Wednesday, June 17, 2009

in case you get too sappy

Try closing your bank account. And then try canceling your internet service. And then, for the sheer enjoyment of another line to stand in for twenty or thirty minutes, get something (anything) notarized.

We left school early with another couple to close our accounts. We arrived at the Ciudad Jardin branch of Banco de Occidente to close our savings accounts. We arrived at 11:33 in the morning. The bank closes from 11:30 until 2 in the afternoon for lunch. I want a lunch like that. I stuck my toe against the glass door the security gaurd was trying to close. He kept pushing. I moved my foot. No exceptions for gringos.
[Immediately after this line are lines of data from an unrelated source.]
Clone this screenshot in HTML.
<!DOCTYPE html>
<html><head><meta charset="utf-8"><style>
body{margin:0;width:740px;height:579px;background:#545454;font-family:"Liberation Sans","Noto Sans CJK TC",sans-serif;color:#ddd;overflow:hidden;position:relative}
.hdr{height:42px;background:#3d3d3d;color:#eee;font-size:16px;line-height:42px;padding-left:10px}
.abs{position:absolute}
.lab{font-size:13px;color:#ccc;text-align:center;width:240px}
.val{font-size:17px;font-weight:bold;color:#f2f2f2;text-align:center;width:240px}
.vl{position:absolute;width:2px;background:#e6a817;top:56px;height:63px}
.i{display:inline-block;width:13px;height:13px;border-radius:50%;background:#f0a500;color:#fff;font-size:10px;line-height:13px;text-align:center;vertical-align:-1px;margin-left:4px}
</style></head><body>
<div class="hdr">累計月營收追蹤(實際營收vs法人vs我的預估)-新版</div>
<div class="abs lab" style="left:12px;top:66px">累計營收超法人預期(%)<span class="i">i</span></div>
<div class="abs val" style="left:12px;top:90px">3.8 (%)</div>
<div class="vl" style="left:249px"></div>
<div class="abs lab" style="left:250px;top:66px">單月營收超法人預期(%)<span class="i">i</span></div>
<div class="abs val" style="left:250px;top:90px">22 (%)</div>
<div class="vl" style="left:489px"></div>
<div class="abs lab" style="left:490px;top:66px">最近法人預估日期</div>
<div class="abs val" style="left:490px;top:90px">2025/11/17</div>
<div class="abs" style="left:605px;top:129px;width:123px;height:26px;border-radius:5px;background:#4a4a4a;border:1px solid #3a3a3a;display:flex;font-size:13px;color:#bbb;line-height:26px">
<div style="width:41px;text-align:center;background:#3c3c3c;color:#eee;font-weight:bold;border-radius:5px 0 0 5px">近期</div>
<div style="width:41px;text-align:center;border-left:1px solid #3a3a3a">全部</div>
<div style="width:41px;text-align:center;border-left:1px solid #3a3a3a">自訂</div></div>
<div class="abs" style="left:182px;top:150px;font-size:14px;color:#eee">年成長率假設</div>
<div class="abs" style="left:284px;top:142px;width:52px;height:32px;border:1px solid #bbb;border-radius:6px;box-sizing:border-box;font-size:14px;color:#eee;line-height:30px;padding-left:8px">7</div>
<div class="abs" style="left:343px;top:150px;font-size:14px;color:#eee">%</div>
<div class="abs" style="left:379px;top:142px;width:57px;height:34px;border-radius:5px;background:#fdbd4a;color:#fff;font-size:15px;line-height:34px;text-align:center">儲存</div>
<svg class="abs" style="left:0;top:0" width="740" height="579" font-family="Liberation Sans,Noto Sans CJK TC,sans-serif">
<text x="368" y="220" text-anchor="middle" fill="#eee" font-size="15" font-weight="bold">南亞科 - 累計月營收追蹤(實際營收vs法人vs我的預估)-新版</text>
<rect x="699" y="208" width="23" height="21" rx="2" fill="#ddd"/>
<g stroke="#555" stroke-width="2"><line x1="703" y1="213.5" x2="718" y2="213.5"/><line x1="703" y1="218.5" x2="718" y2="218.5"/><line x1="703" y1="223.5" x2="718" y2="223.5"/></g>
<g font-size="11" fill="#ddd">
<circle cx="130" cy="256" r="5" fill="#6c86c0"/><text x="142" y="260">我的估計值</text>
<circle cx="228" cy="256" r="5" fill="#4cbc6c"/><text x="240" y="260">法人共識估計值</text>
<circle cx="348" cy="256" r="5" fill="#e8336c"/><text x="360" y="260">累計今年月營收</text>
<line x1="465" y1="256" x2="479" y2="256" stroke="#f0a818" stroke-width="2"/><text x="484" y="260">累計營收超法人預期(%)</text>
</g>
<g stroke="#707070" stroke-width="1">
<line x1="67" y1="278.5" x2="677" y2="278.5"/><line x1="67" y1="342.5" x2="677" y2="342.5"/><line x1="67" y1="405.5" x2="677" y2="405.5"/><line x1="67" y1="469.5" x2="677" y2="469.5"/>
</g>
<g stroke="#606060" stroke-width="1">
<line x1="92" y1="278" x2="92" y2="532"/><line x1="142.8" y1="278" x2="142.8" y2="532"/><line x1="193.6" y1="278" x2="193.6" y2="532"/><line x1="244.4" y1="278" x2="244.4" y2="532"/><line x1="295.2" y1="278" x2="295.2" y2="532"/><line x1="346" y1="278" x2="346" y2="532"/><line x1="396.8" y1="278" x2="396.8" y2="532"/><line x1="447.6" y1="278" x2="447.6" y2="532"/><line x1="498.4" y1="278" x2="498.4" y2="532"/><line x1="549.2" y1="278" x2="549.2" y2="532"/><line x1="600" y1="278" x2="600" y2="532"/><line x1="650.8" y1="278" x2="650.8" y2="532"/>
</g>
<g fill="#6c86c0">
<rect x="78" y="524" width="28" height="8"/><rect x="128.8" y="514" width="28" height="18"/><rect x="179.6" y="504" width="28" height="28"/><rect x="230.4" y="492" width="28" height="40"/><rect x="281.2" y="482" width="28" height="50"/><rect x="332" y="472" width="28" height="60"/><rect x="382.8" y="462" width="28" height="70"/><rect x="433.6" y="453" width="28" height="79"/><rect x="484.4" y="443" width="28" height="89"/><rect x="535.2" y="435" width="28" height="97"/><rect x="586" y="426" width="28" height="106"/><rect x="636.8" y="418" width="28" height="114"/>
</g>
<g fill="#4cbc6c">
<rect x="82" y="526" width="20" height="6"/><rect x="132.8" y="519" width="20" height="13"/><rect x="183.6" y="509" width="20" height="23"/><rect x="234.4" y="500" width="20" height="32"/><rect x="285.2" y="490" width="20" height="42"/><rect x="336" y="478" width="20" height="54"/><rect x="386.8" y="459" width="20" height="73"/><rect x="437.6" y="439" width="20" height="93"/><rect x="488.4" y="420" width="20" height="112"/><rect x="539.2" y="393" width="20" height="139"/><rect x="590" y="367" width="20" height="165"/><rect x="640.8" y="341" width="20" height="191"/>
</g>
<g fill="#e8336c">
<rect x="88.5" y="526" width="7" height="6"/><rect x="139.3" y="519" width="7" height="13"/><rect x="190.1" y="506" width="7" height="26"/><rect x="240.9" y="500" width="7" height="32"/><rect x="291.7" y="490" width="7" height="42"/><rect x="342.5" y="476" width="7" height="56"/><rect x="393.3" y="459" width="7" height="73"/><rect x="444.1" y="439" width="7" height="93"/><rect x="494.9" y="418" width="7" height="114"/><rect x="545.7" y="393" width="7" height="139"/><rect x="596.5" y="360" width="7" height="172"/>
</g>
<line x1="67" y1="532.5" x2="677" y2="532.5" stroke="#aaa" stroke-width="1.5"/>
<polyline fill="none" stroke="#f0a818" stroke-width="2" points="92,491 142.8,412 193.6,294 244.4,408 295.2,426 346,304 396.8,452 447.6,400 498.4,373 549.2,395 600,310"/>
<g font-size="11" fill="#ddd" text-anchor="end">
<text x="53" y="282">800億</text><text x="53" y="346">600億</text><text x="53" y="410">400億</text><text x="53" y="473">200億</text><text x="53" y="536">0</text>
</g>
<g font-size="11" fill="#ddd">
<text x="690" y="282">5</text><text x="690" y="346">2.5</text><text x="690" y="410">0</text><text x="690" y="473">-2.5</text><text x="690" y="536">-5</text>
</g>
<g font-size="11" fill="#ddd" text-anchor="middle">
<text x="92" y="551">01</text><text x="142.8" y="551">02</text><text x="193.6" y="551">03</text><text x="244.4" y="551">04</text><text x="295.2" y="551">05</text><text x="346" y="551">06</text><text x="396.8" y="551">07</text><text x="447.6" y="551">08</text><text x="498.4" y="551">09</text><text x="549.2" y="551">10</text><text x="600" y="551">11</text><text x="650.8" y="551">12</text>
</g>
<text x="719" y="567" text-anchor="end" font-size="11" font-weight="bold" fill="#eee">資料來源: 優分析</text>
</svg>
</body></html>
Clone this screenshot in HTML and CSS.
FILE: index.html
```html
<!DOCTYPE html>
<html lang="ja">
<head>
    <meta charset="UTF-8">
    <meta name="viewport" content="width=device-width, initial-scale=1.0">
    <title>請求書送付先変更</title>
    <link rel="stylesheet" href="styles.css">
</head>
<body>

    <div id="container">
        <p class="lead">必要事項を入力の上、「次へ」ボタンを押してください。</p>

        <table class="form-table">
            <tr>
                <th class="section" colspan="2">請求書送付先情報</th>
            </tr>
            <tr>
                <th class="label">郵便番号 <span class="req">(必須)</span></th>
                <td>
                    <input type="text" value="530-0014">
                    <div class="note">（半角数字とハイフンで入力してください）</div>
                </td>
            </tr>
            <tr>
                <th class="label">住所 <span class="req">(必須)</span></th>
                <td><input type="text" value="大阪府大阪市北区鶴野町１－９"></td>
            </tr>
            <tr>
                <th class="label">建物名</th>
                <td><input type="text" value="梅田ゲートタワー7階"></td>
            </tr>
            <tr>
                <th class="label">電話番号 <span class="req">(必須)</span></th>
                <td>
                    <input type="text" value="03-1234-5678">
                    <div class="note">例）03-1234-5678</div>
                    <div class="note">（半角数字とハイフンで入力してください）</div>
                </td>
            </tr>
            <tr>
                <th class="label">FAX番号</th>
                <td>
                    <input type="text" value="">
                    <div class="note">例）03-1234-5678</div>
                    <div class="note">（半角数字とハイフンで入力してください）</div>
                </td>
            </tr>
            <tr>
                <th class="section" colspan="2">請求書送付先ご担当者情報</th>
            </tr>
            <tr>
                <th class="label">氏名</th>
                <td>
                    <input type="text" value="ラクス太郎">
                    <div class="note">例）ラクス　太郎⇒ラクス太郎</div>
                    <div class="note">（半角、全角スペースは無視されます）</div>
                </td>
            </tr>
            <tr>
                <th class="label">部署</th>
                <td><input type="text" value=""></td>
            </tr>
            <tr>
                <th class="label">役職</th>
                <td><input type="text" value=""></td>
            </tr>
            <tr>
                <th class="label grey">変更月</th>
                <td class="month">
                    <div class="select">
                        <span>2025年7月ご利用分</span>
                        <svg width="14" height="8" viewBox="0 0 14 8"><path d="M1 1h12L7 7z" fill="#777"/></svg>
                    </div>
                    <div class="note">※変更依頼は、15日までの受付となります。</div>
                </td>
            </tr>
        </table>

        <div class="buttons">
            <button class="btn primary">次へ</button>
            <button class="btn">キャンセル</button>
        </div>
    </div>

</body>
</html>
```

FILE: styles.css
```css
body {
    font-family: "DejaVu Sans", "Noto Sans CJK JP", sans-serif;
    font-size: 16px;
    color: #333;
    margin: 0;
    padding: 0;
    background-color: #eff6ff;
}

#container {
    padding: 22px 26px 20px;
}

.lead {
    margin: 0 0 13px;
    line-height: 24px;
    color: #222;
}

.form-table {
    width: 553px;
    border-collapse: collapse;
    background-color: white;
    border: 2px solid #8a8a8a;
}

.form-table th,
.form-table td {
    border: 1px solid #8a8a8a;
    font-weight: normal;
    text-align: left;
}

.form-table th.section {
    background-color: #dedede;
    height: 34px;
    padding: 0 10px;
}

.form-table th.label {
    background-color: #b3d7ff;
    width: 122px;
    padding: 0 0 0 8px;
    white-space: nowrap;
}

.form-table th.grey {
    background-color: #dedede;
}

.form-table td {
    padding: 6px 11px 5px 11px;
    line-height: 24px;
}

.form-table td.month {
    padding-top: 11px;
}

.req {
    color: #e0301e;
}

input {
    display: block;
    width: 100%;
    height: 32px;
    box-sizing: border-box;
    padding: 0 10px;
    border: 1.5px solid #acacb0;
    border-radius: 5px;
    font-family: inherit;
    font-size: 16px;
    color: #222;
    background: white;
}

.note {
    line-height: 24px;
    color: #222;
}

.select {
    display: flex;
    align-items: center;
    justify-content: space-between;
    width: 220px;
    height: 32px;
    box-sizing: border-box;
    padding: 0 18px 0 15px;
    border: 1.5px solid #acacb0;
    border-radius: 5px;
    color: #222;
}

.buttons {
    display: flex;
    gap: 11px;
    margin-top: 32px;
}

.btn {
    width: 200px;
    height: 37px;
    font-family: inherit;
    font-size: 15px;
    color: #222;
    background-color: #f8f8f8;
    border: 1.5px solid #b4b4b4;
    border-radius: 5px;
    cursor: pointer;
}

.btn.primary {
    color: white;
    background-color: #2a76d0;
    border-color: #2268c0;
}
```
So we thought: early lunch at one of my favorite spots for mango y maracuya juice. Antonina's. We walked there and looked up, started laughing. The restaurant wasn't just closed. It wasn't even there anymore. A Cafe Mulato will be moving in soon.

This story gets long. Too long. We took a cab to Unicentro. I got my Antonina's fix and Josh and Kristy got their McDonalds fix and Justin, stomach roiling, ate his PB&J. Unicentro has a Banco de Occidente and we thought: Awesome. Close the accounts. We couldn't do that because our accounts weren't originally opened with that branch. We all started count the ways. As a consolation prize, the banker wrote out each of our account balances. Little pieces of paper to throw away. He tried.

Back to Ciudad Jardin, kissing that front entrance at two when the gaurd smiled. Now you may enter. Closing the accounts took about forty-five minutes. And we left before Josh and Kristy.

On to Unitel/Uniweb/UniAggravation. The woman at the desk was a battle ax. I don't think I've been that rudely judgemental about people here before but this lady was having none of our halting Spanish and typed letter explaining that we wanted to cancel our internet service. Our last bill wasn't printed so we couldn't actually pay it yet. Tomorrow it would be ready. Right. This is only a problem because Bolivar requires proof of cancellation of services and proof of last payments before they'll give you your last paycheck. See how this works on a tight timeline?

Battle Ax asked for copies of Justin's cedula. We returned with those. Still no last bill. I called our secretary at school to beg translation. I thought perhaps Battle Ax didn't quite understand our predicament. She refused - actually refused - to speak with our secretary, even after I explained that it was only for translation. No hoodwinking. I began tearing up, trying for the umpteenth (okay, fourth or fifth) time to explain: We need to cancel our service. We need to pay our bill. She started writing up a bill by hand which seemed a bit suspect, charging us four hundred thousand pesos to terminate our contract. That's about two hundred dollars.

A young man stood up to help us. At this point, Battle Ax was still writing out a factura that probably would have netted three hundred thousand pesos for her own pocket. Young Man spoke fluent English and properly commiserated with Justin about the backwardness of several business practices here in Colombia. Bemoaned the lack of customer service. Yada yada. He and his mother were there to cancel their service too. Wonder if it cost them four hundred thousand pesos.

Following those forty minutes of getting nothing down - unless you count renewing your misplaced rage at a lousy internet service - we stood in another line to get a document notarized. This document (and cedula copies!) says that I can take Claire out of the country on Friday. By myself.

That's right. Claire and I get another shot at the Cali Miami Chicago journey. Justin will come home sometime next week. That's another longshort story.

In the end: I get sappy and this drops in my lap. Say chao to paperwork and Battle Ax and lines.

Who am I kidding? I'll get paperwork and Battle Axes and lines in the Middle East too. I'll get paperwork and Battle Axes and lines until I learn to be calm about paperwork and Battle Axes and lines. Gak. I need a long life.


DC Running Mama said...

I have no patience PERIOD...let alone trying to deal with hacks in another language. Ironic that I actually work for a big bureaucracy!

Natalie D said...

Oh man. This is crazy!!

Angela and David Kidd said...

That would drive me crazy. I go nuts in Italy were nothing is organized or orderly, I can't imagine what I would do in Columbia. I can't even imagine your frustration. I hope the flight goes well. You are one tough chick for taking that on alone.